Copy each line below in which the string "index" occurs.

--- PROVIDED DATA ---

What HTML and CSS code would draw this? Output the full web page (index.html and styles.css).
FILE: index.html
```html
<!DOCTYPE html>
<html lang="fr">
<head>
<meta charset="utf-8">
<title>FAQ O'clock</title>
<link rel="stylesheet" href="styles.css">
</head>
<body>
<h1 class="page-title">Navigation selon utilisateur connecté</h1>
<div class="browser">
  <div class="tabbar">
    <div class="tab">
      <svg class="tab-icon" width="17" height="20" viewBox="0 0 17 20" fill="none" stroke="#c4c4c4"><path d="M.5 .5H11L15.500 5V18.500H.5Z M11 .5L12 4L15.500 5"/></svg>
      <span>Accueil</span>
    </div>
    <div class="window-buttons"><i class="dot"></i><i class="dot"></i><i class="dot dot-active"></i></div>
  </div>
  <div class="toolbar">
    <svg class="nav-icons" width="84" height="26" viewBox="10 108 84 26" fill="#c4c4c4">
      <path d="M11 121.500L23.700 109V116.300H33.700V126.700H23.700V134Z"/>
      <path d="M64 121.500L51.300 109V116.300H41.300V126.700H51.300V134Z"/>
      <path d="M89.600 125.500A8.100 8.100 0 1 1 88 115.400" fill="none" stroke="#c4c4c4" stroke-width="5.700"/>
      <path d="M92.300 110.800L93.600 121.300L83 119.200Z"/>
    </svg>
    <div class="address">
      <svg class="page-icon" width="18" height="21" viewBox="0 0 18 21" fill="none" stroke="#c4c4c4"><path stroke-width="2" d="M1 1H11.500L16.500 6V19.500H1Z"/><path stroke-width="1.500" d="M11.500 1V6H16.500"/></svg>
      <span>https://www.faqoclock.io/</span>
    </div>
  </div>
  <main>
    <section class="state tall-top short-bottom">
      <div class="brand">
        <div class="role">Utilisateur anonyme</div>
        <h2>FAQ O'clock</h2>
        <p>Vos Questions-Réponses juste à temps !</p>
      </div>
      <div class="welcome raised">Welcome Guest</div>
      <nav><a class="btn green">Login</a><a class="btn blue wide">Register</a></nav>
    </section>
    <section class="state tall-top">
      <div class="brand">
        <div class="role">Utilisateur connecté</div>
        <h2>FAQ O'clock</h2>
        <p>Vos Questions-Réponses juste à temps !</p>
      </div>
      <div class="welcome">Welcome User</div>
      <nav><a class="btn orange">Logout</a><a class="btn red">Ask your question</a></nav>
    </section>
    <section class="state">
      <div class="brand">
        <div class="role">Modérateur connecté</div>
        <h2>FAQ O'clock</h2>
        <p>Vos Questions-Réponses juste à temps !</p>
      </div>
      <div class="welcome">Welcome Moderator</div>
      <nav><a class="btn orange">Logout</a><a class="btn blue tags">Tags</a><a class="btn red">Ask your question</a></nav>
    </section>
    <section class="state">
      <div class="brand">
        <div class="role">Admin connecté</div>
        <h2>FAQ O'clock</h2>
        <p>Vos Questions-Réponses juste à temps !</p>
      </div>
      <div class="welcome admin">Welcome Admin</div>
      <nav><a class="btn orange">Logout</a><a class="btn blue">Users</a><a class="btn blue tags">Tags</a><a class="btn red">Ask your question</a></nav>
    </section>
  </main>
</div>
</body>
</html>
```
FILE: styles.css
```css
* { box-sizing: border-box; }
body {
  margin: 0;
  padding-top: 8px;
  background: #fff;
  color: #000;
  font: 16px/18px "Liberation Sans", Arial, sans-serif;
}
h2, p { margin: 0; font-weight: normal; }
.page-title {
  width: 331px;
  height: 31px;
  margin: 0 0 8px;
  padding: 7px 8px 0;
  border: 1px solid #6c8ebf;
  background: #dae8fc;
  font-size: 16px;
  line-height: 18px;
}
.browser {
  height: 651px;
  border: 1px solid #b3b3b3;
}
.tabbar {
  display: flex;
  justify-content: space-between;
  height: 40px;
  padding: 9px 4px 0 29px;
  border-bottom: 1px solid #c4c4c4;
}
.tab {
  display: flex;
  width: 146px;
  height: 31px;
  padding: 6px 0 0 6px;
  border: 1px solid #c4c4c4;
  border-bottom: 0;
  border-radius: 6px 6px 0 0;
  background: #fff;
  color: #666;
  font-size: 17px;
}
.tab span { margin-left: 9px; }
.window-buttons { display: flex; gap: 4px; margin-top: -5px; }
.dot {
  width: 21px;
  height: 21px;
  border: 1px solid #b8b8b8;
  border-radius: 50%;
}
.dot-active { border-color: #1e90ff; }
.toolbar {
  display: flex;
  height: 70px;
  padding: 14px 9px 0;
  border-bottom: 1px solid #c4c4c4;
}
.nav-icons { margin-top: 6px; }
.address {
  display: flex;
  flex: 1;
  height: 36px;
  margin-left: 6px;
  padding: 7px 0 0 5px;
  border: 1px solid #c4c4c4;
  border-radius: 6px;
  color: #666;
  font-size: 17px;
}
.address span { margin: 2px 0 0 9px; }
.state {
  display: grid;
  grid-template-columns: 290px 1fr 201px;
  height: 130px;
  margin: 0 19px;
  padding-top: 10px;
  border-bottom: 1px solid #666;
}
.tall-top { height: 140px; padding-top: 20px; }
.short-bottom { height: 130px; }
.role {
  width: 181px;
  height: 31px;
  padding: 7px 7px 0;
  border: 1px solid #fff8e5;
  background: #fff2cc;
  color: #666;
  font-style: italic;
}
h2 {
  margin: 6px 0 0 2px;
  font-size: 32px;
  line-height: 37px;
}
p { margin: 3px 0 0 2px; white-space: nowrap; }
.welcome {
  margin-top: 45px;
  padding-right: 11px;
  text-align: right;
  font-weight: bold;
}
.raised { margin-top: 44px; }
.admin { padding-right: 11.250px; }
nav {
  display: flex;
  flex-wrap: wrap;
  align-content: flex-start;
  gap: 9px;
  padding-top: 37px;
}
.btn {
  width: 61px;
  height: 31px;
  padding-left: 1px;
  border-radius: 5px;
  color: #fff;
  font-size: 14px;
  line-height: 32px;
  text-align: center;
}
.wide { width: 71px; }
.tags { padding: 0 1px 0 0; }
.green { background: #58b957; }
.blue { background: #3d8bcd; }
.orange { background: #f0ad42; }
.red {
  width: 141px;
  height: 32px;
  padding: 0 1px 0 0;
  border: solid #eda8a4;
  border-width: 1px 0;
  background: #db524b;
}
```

---
--- PROVIDED DATA ---

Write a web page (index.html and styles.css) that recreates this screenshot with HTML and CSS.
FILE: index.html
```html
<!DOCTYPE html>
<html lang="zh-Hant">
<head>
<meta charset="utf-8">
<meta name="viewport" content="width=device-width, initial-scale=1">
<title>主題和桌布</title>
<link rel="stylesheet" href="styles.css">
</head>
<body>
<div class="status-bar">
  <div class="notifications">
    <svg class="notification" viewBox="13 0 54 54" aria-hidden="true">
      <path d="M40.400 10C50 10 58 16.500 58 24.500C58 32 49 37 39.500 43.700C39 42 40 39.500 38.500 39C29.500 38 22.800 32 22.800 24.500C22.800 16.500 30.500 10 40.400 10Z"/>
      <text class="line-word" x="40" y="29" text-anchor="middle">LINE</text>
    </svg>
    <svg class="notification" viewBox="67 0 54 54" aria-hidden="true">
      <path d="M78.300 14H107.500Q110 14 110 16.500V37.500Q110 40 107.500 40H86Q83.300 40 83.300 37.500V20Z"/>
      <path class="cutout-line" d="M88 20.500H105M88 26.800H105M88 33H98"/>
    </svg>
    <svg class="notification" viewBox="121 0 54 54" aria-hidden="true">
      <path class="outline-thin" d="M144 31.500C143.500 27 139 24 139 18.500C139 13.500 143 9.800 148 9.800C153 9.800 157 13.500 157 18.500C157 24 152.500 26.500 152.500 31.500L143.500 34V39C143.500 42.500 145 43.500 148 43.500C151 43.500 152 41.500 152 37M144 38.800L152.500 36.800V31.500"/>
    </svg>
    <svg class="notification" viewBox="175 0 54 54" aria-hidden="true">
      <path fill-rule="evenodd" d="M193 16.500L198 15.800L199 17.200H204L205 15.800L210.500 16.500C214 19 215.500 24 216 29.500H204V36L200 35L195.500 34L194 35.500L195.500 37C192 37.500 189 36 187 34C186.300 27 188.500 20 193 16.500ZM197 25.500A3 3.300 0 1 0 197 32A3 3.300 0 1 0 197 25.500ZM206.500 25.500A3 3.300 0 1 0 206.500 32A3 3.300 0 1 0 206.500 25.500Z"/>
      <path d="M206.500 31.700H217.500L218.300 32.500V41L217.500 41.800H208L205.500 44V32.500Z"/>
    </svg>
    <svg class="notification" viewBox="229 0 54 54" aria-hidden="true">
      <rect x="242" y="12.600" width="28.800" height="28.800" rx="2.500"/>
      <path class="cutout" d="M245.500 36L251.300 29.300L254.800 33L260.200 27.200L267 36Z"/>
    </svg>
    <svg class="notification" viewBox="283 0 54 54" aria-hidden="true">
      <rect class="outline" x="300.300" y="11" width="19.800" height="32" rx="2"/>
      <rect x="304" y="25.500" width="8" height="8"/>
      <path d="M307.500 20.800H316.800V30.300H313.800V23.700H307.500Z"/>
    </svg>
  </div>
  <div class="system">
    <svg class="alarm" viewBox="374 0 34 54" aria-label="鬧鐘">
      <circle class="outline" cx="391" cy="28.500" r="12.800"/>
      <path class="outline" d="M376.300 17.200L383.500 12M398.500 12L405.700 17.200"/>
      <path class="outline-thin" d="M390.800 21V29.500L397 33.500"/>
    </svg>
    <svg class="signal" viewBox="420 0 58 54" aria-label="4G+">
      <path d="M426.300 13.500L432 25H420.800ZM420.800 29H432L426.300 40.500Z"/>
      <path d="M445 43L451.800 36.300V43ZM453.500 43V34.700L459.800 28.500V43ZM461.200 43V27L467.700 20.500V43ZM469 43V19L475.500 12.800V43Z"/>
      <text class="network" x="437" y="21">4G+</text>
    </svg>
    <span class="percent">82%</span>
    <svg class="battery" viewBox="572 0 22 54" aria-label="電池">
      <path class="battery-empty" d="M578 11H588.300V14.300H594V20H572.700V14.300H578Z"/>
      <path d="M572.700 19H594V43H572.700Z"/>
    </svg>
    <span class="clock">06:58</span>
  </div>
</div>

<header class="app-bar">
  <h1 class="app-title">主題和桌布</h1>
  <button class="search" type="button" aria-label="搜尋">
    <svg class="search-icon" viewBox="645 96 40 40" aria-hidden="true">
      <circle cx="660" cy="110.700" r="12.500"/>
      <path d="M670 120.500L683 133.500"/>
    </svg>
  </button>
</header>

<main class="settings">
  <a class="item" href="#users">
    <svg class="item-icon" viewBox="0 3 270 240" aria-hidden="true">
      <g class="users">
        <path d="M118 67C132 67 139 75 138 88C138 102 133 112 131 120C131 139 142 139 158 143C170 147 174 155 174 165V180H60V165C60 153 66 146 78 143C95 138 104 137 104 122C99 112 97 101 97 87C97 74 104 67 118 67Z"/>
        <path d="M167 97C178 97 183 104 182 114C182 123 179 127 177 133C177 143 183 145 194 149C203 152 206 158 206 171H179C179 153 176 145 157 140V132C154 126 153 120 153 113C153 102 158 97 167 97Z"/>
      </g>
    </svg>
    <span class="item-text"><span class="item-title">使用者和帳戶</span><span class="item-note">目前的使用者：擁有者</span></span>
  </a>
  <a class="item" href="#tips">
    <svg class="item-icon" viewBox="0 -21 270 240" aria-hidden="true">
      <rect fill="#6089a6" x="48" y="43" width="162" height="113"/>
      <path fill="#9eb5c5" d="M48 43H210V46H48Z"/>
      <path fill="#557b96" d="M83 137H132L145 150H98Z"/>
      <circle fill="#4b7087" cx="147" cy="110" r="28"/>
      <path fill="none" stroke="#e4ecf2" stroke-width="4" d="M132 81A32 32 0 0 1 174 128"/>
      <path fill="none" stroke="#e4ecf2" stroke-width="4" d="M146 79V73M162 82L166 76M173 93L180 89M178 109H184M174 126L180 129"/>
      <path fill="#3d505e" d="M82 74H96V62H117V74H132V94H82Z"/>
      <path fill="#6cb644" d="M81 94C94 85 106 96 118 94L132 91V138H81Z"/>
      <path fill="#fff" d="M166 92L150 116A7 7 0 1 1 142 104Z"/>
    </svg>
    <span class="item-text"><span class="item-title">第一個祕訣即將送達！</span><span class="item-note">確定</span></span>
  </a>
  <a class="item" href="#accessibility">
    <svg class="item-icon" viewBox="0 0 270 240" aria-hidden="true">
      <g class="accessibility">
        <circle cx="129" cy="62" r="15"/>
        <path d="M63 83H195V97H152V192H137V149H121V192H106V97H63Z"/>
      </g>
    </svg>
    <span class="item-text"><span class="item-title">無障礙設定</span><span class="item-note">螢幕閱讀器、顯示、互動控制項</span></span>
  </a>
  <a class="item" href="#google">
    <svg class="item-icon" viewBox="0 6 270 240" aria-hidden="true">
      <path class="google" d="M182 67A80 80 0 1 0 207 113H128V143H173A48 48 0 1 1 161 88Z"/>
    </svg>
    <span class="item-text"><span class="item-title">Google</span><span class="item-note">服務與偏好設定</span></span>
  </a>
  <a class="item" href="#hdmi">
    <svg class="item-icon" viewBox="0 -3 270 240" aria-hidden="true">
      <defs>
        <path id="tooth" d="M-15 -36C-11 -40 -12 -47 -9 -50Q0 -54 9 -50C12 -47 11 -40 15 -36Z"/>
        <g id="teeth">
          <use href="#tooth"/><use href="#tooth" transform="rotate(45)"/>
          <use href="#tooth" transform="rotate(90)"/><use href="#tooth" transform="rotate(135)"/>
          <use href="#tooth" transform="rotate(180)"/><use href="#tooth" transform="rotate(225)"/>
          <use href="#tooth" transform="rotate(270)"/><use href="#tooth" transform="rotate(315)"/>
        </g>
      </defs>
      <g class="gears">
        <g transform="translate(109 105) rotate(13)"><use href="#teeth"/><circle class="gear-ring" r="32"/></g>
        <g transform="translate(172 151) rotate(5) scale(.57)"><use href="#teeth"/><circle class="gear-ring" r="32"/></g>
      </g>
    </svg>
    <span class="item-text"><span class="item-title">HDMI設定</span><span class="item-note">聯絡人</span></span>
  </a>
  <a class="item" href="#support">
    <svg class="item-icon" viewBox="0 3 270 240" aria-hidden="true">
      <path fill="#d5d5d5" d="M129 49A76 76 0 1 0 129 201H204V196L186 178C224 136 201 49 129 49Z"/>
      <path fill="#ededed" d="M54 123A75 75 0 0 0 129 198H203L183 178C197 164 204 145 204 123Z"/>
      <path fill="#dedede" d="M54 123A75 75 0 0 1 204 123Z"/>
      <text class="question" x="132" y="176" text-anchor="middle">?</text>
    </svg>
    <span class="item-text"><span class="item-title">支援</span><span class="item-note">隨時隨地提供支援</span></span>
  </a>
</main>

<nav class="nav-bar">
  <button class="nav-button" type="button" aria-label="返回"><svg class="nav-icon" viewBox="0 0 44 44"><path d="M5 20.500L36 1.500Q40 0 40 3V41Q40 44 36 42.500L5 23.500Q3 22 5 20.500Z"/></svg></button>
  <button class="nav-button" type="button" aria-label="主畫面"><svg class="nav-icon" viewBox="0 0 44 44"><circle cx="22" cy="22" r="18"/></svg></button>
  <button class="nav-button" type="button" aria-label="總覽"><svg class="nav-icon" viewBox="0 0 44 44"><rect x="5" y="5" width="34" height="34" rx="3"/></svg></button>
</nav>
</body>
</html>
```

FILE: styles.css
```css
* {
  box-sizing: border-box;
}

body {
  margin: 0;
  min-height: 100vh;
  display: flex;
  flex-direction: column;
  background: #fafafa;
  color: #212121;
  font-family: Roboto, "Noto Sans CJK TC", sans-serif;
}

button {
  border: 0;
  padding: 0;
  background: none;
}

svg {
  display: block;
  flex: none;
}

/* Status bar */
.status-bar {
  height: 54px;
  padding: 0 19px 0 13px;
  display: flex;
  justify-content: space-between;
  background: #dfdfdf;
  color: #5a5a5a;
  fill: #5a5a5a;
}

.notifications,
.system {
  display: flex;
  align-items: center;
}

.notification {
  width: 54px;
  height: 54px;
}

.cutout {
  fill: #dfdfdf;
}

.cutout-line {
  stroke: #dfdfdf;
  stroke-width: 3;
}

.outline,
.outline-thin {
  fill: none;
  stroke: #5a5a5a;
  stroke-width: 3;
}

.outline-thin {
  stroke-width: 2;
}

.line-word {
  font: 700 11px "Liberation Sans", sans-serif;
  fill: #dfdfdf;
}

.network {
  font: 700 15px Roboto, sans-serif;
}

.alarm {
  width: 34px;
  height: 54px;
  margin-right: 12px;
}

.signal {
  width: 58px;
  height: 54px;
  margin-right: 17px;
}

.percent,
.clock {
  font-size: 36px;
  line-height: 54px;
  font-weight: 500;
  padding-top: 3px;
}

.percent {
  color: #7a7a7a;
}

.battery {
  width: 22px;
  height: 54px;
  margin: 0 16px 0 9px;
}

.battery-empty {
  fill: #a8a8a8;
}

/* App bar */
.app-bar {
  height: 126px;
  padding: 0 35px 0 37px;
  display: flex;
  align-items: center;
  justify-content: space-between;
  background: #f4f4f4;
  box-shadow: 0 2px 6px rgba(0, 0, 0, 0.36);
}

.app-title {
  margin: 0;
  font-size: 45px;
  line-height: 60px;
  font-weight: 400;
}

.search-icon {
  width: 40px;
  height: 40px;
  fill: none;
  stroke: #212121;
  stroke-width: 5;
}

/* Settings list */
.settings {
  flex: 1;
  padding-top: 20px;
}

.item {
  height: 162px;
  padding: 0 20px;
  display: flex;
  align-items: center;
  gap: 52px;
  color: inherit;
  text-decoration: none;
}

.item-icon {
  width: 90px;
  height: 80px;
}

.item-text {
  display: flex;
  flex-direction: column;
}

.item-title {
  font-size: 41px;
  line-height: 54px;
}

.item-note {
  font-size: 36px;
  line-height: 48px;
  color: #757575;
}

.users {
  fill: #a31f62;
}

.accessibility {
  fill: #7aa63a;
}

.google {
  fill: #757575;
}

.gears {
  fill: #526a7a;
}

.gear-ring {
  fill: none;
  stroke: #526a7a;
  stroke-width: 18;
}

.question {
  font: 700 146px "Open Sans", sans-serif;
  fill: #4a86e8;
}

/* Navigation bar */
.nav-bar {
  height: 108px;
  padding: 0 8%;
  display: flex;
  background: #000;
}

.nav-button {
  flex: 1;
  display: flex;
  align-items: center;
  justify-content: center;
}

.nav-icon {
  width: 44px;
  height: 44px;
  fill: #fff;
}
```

---

COMPLETED EXERCISE:
What HTML and CSS code would draw this? Output the full web page (index.html and styles.css).
FILE: index.html
Write a web page (index.html and styles.css) that recreates this screenshot with HTML and CSS.
FILE: index.html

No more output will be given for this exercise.